= TASK INSTRUCTIONS =
Show all lines that include the string "index"; copy each one.

-- begin RECORDED DATA --

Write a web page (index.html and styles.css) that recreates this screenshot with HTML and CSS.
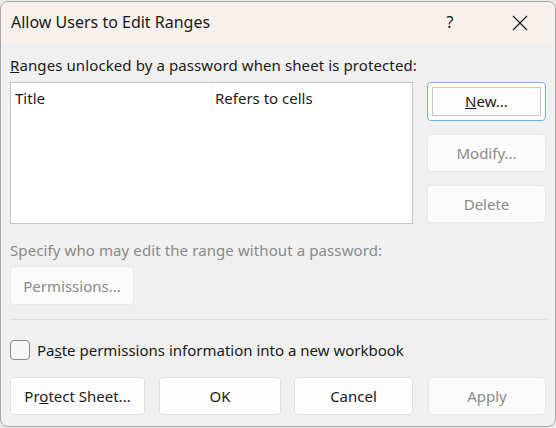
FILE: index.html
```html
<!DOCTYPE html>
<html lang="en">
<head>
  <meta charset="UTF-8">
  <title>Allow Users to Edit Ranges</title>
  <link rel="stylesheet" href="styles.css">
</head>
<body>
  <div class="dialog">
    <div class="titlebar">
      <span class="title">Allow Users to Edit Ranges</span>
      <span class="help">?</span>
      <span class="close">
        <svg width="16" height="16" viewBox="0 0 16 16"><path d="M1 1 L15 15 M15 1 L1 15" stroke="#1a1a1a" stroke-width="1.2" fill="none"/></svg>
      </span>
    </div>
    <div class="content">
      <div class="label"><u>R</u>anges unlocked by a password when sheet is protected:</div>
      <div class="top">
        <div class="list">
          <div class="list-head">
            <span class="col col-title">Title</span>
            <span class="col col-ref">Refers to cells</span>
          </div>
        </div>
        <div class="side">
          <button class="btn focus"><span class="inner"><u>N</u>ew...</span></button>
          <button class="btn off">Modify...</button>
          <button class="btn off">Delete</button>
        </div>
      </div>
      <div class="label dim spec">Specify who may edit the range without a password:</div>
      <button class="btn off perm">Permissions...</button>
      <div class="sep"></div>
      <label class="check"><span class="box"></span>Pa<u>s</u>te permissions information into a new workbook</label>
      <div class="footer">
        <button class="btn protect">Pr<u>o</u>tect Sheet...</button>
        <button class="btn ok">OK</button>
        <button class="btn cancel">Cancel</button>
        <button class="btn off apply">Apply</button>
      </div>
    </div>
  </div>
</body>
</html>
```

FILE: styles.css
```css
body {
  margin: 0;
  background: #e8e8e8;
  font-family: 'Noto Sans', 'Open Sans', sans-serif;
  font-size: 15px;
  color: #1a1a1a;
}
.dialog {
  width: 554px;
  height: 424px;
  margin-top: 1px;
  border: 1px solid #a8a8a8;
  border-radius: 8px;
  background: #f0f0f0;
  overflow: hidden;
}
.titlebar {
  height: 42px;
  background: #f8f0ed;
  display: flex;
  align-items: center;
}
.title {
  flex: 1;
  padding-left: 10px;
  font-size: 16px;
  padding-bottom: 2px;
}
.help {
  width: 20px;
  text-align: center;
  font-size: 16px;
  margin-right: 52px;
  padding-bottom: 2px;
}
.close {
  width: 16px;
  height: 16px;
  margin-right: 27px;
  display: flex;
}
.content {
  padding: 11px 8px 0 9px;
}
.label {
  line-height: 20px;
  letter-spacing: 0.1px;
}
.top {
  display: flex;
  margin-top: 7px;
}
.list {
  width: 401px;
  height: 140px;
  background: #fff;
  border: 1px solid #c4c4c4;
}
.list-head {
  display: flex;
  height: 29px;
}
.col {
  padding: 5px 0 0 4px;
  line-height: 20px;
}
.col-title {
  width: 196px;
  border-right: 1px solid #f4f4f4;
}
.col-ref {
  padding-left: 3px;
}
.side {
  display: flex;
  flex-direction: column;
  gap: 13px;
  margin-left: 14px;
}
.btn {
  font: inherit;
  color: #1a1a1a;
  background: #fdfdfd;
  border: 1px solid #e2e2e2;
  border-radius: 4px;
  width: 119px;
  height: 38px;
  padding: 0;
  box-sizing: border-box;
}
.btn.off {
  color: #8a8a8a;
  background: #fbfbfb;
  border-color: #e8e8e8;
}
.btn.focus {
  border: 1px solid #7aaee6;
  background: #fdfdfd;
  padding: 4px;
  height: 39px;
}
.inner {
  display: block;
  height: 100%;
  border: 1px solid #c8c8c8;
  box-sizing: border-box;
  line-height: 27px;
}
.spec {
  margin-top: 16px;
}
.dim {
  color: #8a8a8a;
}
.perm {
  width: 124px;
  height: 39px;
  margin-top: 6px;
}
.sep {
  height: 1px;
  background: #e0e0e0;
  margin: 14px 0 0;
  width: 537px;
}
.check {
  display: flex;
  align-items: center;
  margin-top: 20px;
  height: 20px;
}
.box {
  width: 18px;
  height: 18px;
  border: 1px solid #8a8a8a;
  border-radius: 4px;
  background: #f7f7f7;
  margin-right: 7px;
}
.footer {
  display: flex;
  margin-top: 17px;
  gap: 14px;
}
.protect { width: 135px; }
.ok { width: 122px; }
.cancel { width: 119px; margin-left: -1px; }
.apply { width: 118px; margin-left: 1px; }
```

-- end RECORDED DATA --

= THE RESPONSE =
Write a web page (index.html and styles.css) that recreates this screenshot with HTML and CSS.
FILE: index.html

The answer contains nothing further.